One of the lessons that we learn in Joseph’s story is that our life is interconnected with many other members of the Body of Christ, all of whom are precious and important to God.

God had to put Joseph through a lot to prepare him for his role of helping others. We are not called to live only for our self. God loves us individually, he also loves others through us; and he loves them enough that sometimes he is willing to make us wait, for their sake, or to cause us to suffer in order to groom us to help them. And the same is true of them toward us. All of us have received from the sacrifices of others, and are called to make sacrifices for others.

It is a hard truth, but true nonetheless, that God sometimes asks us to accept suffering for the sake of others, even as we are blessed by the sufferings of others who made many sacrifices for the things we enjoy.

This is the communal dimension of suffering. How is God prepared you through sufferings today to be able to help others?

Biblical stories have a wonderful way of teaching truth, and about our own life. And thus the Patriarch Joseph speaks to us from antiquity, and the pages of God’s holy Word. And somehow, I can hear Joseph saying that God can make a way out of no way. Somehow I hear him calling us to courage in our sufferings, and to perspective. Somehow I can hear him singing an old gospel hymn “God never fails. He abides in me, give me the victory for God never fails!”

7 Replies to “What we can learn about suffering in the story of Joseph, the Patriarch.”

  1. …still reeling from stunning thunderbolts of truth from an epic depiction of grace. Thanks, Msgr. Pope, and God bless you!

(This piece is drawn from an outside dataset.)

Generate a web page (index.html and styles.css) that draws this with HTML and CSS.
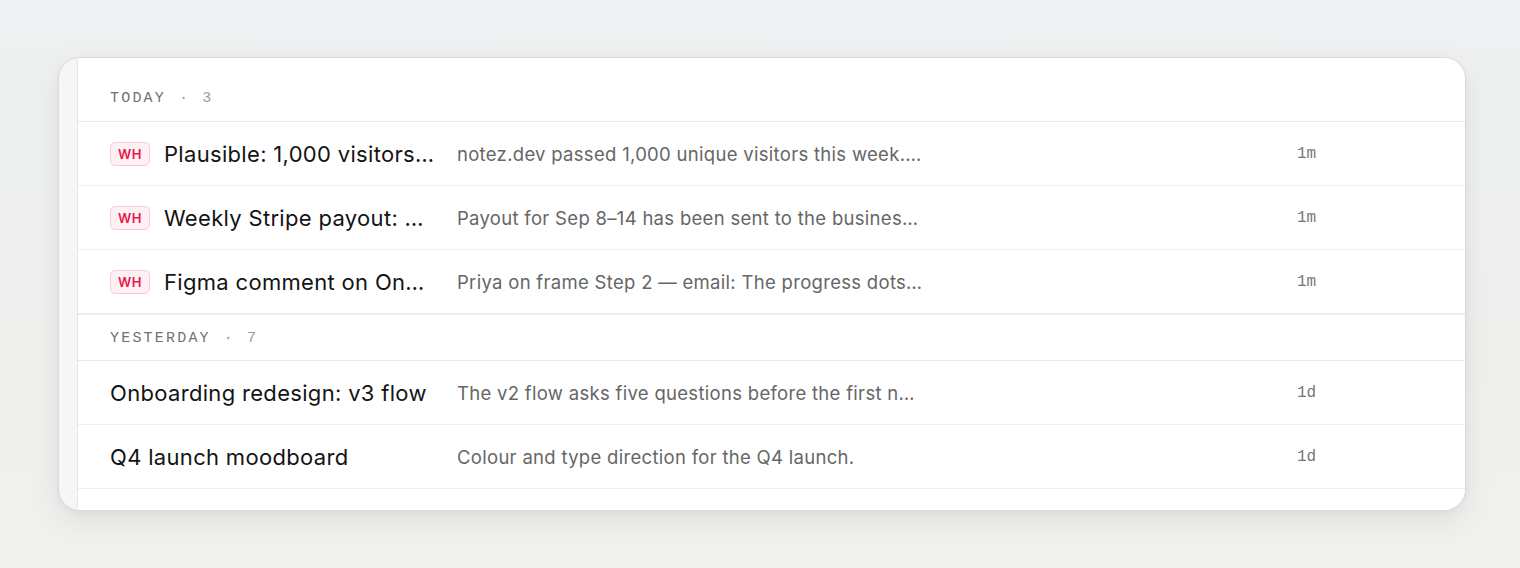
FILE: index.html
```html
<!DOCTYPE html>
<html>
<head>
<meta charset="utf-8">
<link rel="stylesheet" href="styles.css">
</head>
<body>
<div class="card">
  <div class="panel">
    <div class="group-head first">TODAY<span class="dot">·</span><span class="count">3</span></div>
    <div class="row">
      <div class="title"><span class="badge">WH</span><span class="ttext">Plausible: 1,000 visitors…</span></div>
      <div class="desc">notez.dev passed 1,000 unique visitors this week.…</div>
      <div class="time">1m</div>
    </div>
    <div class="row">
      <div class="title"><span class="badge">WH</span><span class="ttext">Weekly Stripe payout: …</span></div>
      <div class="desc">Payout for Sep 8–14 has been sent to the busines…</div>
      <div class="time">1m</div>
    </div>
    <div class="row last">
      <div class="title"><span class="badge">WH</span><span class="ttext">Figma comment on On…</span></div>
      <div class="desc">Priya on frame Step 2 — email: The progress dots…</div>
      <div class="time">1m</div>
    </div>
    <div class="group-head">YESTERDAY<span class="dot">·</span><span class="count">7</span></div>
    <div class="row">
      <div class="title"><span class="ttext">Onboarding redesign: v3 flow</span></div>
      <div class="desc">The v2 flow asks five questions before the first n…</div>
      <div class="time">1d</div>
    </div>
    <div class="row">
      <div class="title"><span class="ttext">Q4 launch moodboard</span></div>
      <div class="desc">Colour and type direction for the Q4 launch.</div>
      <div class="time">1d</div>
    </div>
    <div class="row"></div>
  </div>
</div>
</body>
</html>
```
FILE: styles.css
```css
html, body {
  margin: 0;
  height: 100%;
}
body {
  background: linear-gradient(180deg, #eef0f1 0%, #efefee 60%, #f0f0ee 100%);
  padding: 57px 54px 0 58px;
  box-sizing: border-box;
  font-family: Inter, "Noto Sans", sans-serif;
  overflow: hidden;
}
.card {
  height: 454px;
  box-sizing: border-box;
  border: 1px solid #dadada;
  border-radius: 22px;
  background: #f6f6f7;
  overflow: hidden;
  box-shadow: 0 10px 30px rgba(0, 0, 0, 0.07), 0 2px 6px rgba(0, 0, 0, 0.04);
  padding-left: 18px;
}
.panel {
  background: #fff;
  border-left: 1px solid #e6e6e6;
  height: 100%;
}
.group-head {
  font-family: "Liberation Mono", "DejaVu Sans Mono", monospace;
  font-size: 15px;
  line-height: 16px;
  letter-spacing: 2.2px;
  color: #727272;
  padding: 16px 32px 13px;
  border-top: 2px solid #eeeeee;
  border-bottom: 1px solid #e9e9e9;
}
.group-head.first {
  padding-top: 33px;
  padding-bottom: 14px;
  border-top: 0;
}
.group-head .dot,
.group-head .count {
  color: #9c9c9c;
}
.group-head .dot {
  margin: 0 12px 0 13px;
}
.row {
  display: grid;
  grid-template-columns: 331px 490px 1fr 60px;
  align-items: center;
  height: 63px;
  padding: 0 108px 0 32px;
  border-bottom: 1px solid #efefef;
}
.row.last {
  border-bottom: 0;
}
.title {
  display: flex;
  align-items: center;
  gap: 14px;
  min-width: 0;
}
.badge {
  flex: none;
  font-size: 13px;
  font-weight: 600;
  color: #e5194e;
  background: #fff0f3;
  border: 1px solid #fbcad6;
  border-radius: 5px;
  height: 22px;
  line-height: 22px;
  padding: 0 7px;
  letter-spacing: 0.5px;
}
.ttext {
  font-size: 22px;
  font-weight: 430;
  letter-spacing: 0.32px;
  color: #141414;
  white-space: nowrap;
  overflow: hidden;
  text-overflow: ellipsis;
  min-width: 0;
}
.desc {
  grid-column: 2;
  margin-left: 16px;
  font-size: 18.5px;
  letter-spacing: 0.3px;
  color: #666;
  white-space: nowrap;
  overflow: hidden;
  text-overflow: ellipsis;
}
.time {
  grid-column: 4;
  font-family: "Liberation Mono", "DejaVu Sans Mono", monospace;
  font-size: 16px;
  color: #777;
}
```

  2. As I went from “middle age” toward becoming old I would sometimes have difficulties and so, would remind myself that steel is not tempered in a cool and comfortable place. As a matter of fact I’m fairly certain that I mentioned it on this blog a number of years ago.
    As time went by, I read the Bible through a few times (largely to overcome misconcepyions about the content)
    During that time I encountered God being called “The Potter” twice, seemingly metaphorically in Isaiah 29:16 to 64:8 and in what seemed more like a similie in Jeremiah 18:1 to 19. Since then I refer to life’s discomforts as The Potter’s Kiln being heated enough to make the pot as strong as it should be.ll
    Just in case there’s some evil prescense nearby, which is trying to tempt me into seeking an inferior process, I make sure I say it outloud and clearly enunciate.
    I have been graced to say this recently due to prostate troubles that were debilitating, life threatening and set my temporal life back because of lost time from work and no sick pay. The thought that some demon (s) may have become angry at my assurances to myself was one of my best motivations to see the matter through.
    Since reading about “The Potter” I have come to wonder if the name used for the fictional, H
    After that change in my expression I have sometimes wondered

  3. Msgr. Pope, I don’t know what sufferings or what crucibles you have endured, but they have prepare you well to feed and shepherd me and many others too, I’m sure. Thank you!

    1. I whole-heartedly agree with Mary and am so happy that you (Monsignor Pope) shared your early struggling in your calling. We are all imperfect and in need of God’s help.

  4. Thank you Monsignor, for the trials you may have gone through to provide us with your wisdom, God bless you and all of us.